Tuesday, November 5, 2013

Benjamin.

Walter Benjamin’s term, “wish images,” confused me a bit but when I re read it a couple times I realized the beauty in the idea. Then again, I could have read it completely wrong…seems to happen a lot with me.
He states that “wish images” are combinations of the old and the new…the old being Marxists? Notions…So we have this combination of the arcades that correspond with the idea of a “wish image.” The buildings carry the oldness of “the classical Greek sense” but are constructed by the new material: iron. So we have this co-mingling of iron; “a material used for the first time in the history of architecture” and the architectural premise of the Greeks.
I seem to be summarizing this one page people its what confused me the most. He seems to be in awe of this new use of Iron; since he compares it to the failure of its use by the Empire. He connects this to Napoleons failure of domination.

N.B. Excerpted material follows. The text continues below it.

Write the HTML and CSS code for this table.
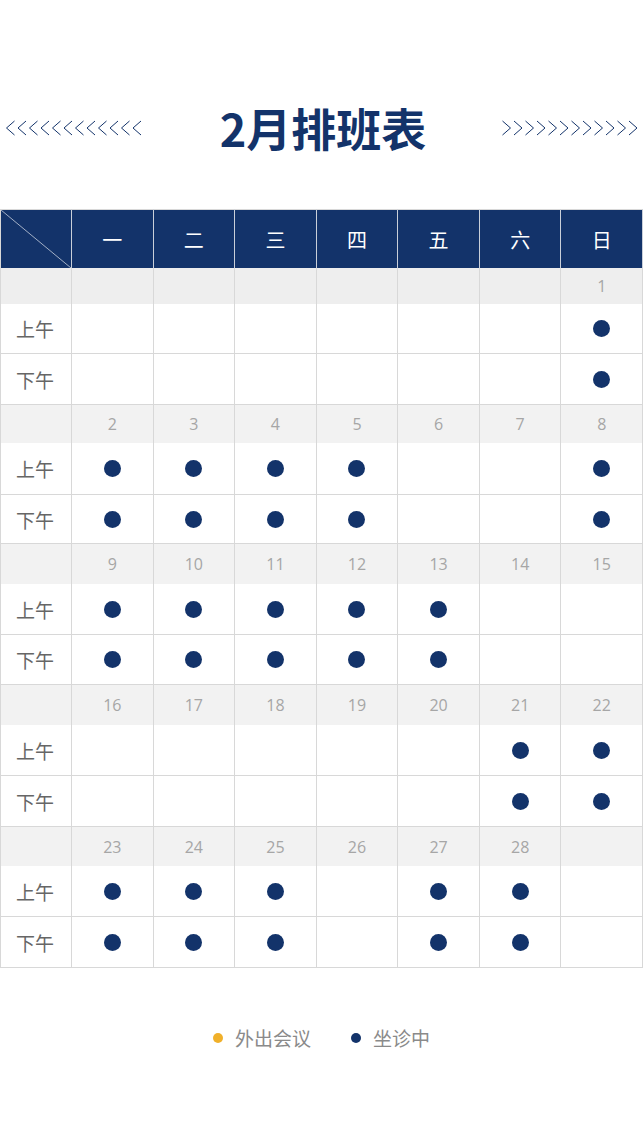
FILE: index.html
```html
<!DOCTYPE html>
<html lang="zh">
<head>
<meta charset="utf-8">
<title>2月排班表</title>
<link rel="stylesheet" href="styles.css">
</head>
<body>
<div class="top">
  <svg class="chev" width="136" height="16" viewBox="0 0 136 16">
    <g fill="none" stroke="#13336a" stroke-width="1">
      <polyline points="8.5,1 0.5,8 8.5,15"/><polyline points="20,1 12,8 20,15"/><polyline points="31.5,1 23.5,8 31.5,15"/><polyline points="43,1 35,8 43,15"/><polyline points="54.5,1 46.5,8 54.5,15"/><polyline points="66,1 58,8 66,15"/><polyline points="77.5,1 69.5,8 77.5,15"/><polyline points="89,1 81,8 89,15"/><polyline points="100.5,1 92.5,8 100.5,15"/><polyline points="112,1 104,8 112,15"/><polyline points="123.5,1 115.5,8 123.5,15"/><polyline points="135,1 127,8 135,15"/>
    </g>
  </svg>
  <h1 class="title">2月排班表</h1>
  <svg class="chev" width="136" height="16" viewBox="0 0 136 16">
    <g fill="none" stroke="#13336a" stroke-width="1">
      <polyline points="0.5,1 8.5,8 0.5,15"/><polyline points="12,1 20,8 12,15"/><polyline points="23.5,1 31.5,8 23.5,15"/><polyline points="35,1 43,8 35,15"/><polyline points="46.5,1 54.5,8 46.5,15"/><polyline points="58,1 66,8 58,15"/><polyline points="69.5,1 77.5,8 69.5,15"/><polyline points="81,1 89,8 81,15"/><polyline points="92.5,1 100.5,8 92.5,15"/><polyline points="104,1 112,8 104,15"/><polyline points="115.5,1 123.5,8 115.5,15"/><polyline points="127,1 135,8 127,15"/>
    </g>
  </svg>
</div>

<div class="grid">
  <div class="c hd corner"><svg class="diag" viewBox="0 0 100 100" preserveAspectRatio="none"><line x1="0" y1="0" x2="100" y2="100" stroke="#a3b0c6" stroke-width="1" vector-effect="non-scaling-stroke"/></svg></div>
  <div class="c hd">一</div><div class="c hd">二</div><div class="c hd">三</div><div class="c hd">四</div><div class="c hd">五</div><div class="c hd">六</div><div class="c hd">日</div>

  <!-- week 1 -->
  <div class="c d first"></div><div class="c d first"></div><div class="c d first"></div><div class="c d first"></div><div class="c d first"></div><div class="c d first"></div><div class="c d first"></div><div class="c d first">1</div>
  <div class="c am lbl">上午</div><div class="c am"></div><div class="c am"></div><div class="c am"></div><div class="c am"></div><div class="c am"></div><div class="c am"></div><div class="c am"><span class="dot"></span></div>
  <div class="c pm lbl">下午</div><div class="c pm"></div><div class="c pm"></div><div class="c pm"></div><div class="c pm"></div><div class="c pm"></div><div class="c pm"></div><div class="c pm"><span class="dot"></span></div>

  <!-- week 2 -->
  <div class="c d"></div><div class="c d">2</div><div class="c d">3</div><div class="c d">4</div><div class="c d">5</div><div class="c d">6</div><div class="c d">7</div><div class="c d">8</div>
  <div class="c am lbl">上午</div><div class="c am"><span class="dot"></span></div><div class="c am"><span class="dot"></span></div><div class="c am"><span class="dot"></span></div><div class="c am"><span class="dot"></span></div><div class="c am"></div><div class="c am"></div><div class="c am"><span class="dot"></span></div>
  <div class="c pm lbl">下午</div><div class="c pm"><span class="dot"></span></div><div class="c pm"><span class="dot"></span></div><div class="c pm"><span class="dot"></span></div><div class="c pm"><span class="dot"></span></div><div class="c pm"></div><div class="c pm"></div><div class="c pm"><span class="dot"></span></div>

  <!-- week 3 -->
  <div class="c d"></div><div class="c d">9</div><div class="c d">10</div><div class="c d">11</div><div class="c d">12</div><div class="c d">13</div><div class="c d">14</div><div class="c d">15</div>
  <div class="c am lbl">上午</div><div class="c am"><span class="dot"></span></div><div class="c am"><span class="dot"></span></div><div class="c am"><span class="dot"></span></div><div class="c am"><span class="dot"></span></div><div class="c am"><span class="dot"></span></div><div class="c am"></div><div class="c am"></div>
  <div class="c pm lbl">下午</div><div class="c pm"><span class="dot"></span></div><div class="c pm"><span class="dot"></span></div><div class="c pm"><span class="dot"></span></div><div class="c pm"><span class="dot"></span></div><div class="c pm"><span class="dot"></span></div><div class="c pm"></div><div class="c pm"></div>

  <!-- week 4 -->
  <div class="c d"></div><div class="c d">16</div><div class="c d">17</div><div class="c d">18</div><div class="c d">19</div><div class="c d">20</div><div class="c d">21</div><div class="c d">22</div>
  <div class="c am lbl">上午</div><div class="c am"></div><div class="c am"></div><div class="c am"></div><div class="c am"></div><div class="c am"></div><div class="c am"><span class="dot"></span></div><div class="c am"><span class="dot"></span></div>
  <div class="c pm lbl">下午</div><div class="c pm"></div><div class="c pm"></div><div class="c pm"></div><div class="c pm"></div><div class="c pm"></div><div class="c pm"><span class="dot"></span></div><div class="c pm"><span class="dot"></span></div>

  <!-- week 5 -->
  <div class="c d"></div><div class="c d">23</div><div class="c d">24</div><div class="c d">25</div><div class="c d">26</div><div class="c d">27</div><div class="c d">28</div><div class="c d"></div>
  <div class="c am lbl">上午</div><div class="c am"><span class="dot"></span></div><div class="c am"><span class="dot"></span></div><div class="c am"><span class="dot"></span></div><div class="c am"></div><div class="c am"><span class="dot"></span></div><div class="c am"><span class="dot"></span></div><div class="c am"></div>
  <div class="c pm lbl">下午</div><div class="c pm"><span class="dot"></span></div><div class="c pm"><span class="dot"></span></div><div class="c pm"><span class="dot"></span></div><div class="c pm"></div><div class="c pm"><span class="dot"></span></div><div class="c pm"><span class="dot"></span></div><div class="c pm"></div>
</div>

<div class="legend">
  <div class="item"><span class="ldot yellow"></span>外出会议</div>
  <div class="item"><span class="ldot navy"></span>坐诊中</div>
</div>
</body>
</html>
```

FILE: styles.css
```css
html, body {
  margin: 0;
  padding: 0;
  background: #ffffff;
}
body {
  width: 643px;
  font-family: "Noto Sans CJK SC", "Noto Sans", sans-serif;
}
.top {
  height: 209px;
  box-sizing: border-box;
  padding: 46px 5px 0 6px;
  display: flex;
  align-items: center;
  justify-content: space-between;
}
.chev {
  display: block;
}
.title {
  margin: 0 0 0 2px;
  font-size: 45px;
  font-weight: 700;
  color: #13336a;
  line-height: 56px;
  letter-spacing: 0;
}
.grid {
  display: grid;
  grid-template-columns: 71px repeat(7, 1fr);
  grid-template-rows:
    59px
    36px 50px 51px
    38px 52px 49px
    40px 51px 50px
    40px 51px 51px
    39px 51px 51px;
  width: 643px;
  box-sizing: border-box;
  border-left: 1px solid #d8d8d8;
}
.c {
  border-right: 1px solid #d8d8d8;
  border-bottom: 1px solid #d8d8d8;
  display: flex;
  align-items: center;
  justify-content: center;
  box-sizing: border-box;
}
.hd {
  background: #13336a;
  color: #ffffff;
  font-size: 20px;
  border-right-color: #c9cfd9;
  border-bottom: none;
  border-top: 1px solid #d8d8d8;
}
.corner {
  position: relative;
  padding: 0;
}
.diag {
  position: absolute;
  left: 0;
  top: 0;
  width: 100%;
  height: 100%;
}
.d {
  background: #f2f2f2;
  color: #a6a6a6;
  font-family: "Open Sans", "Noto Sans", sans-serif;
  font-size: 16px;
  border-bottom: none;
}
.d.first {
  background: #eeeeee;
}
.lbl {
  color: #666666;
  font-size: 19px;
  padding-right: 2px;
}
.dot {
  width: 17px;
  height: 17px;
  border-radius: 50%;
  background: #13336a;
}
.legend {
  display: flex;
  justify-content: center;
  gap: 40px;
  margin-top: 58px;
  line-height: 24px;
  font-size: 19px;
  color: #8a8a8a;
}
.item {
  display: flex;
  align-items: center;
  gap: 12px;
}
.ldot {
  width: 10px;
  height: 10px;
  border-radius: 50%;
}
.yellow { background: #f0b02a; }
.navy { background: #13336a; }
```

It is as though the buildings are in conjunction with government…which is totally understandable. Right? Here we have two foundations, that if build incorrectly, even if they miss a screw, they crumble. Iron seems to be this majestic material that brought these buildings into form. It as if Napoleon had missed his “iron.”
Ah, I don’t know…now I probably sound completely insane. Ah.
Back to “wish images.” We always have this back and forth in lit theory about the old against the new. How Formalists pushed out Romantics and how this patterns continuously pushed out another. The “wish image” could combine this new and old and make this glorious thing…this phenomena. (my 501 class is clearly controlling my brain, but hey, makes for interesting connections) ah but Benjamin’s Paris never received this utopian wish image…
Let’s go to Haussmann now. I have read and seen the structure of the Haussmanization in Paris. I have never heard it referred to as “Barricades” but what a perfect description of it. Here we see the definite connection between building and government. Just like in Manchester, the city with the poor in secluded areas and secret passages for the rich, Haussmanization is able to control the rich and poor just by design.
“The true goal of Haussmann’s projects was to secure the city against war” (12). That’s nice and all but the way it is structured keeps the rich in and the poor out. The more you travel outside of this elaborate sun rayed structured city, the “ghetto-er” it gets. Its reminds me of a elevator laying on its side. The higher the elevator goes, the higher the position of the worker (in a business, wall street type of way) so the “higher” you go into the city, the better the citizen.
What trips me out the most is how the French Revolution happened but the English one never did. It seemed to be way worse in Manchester than in Paris.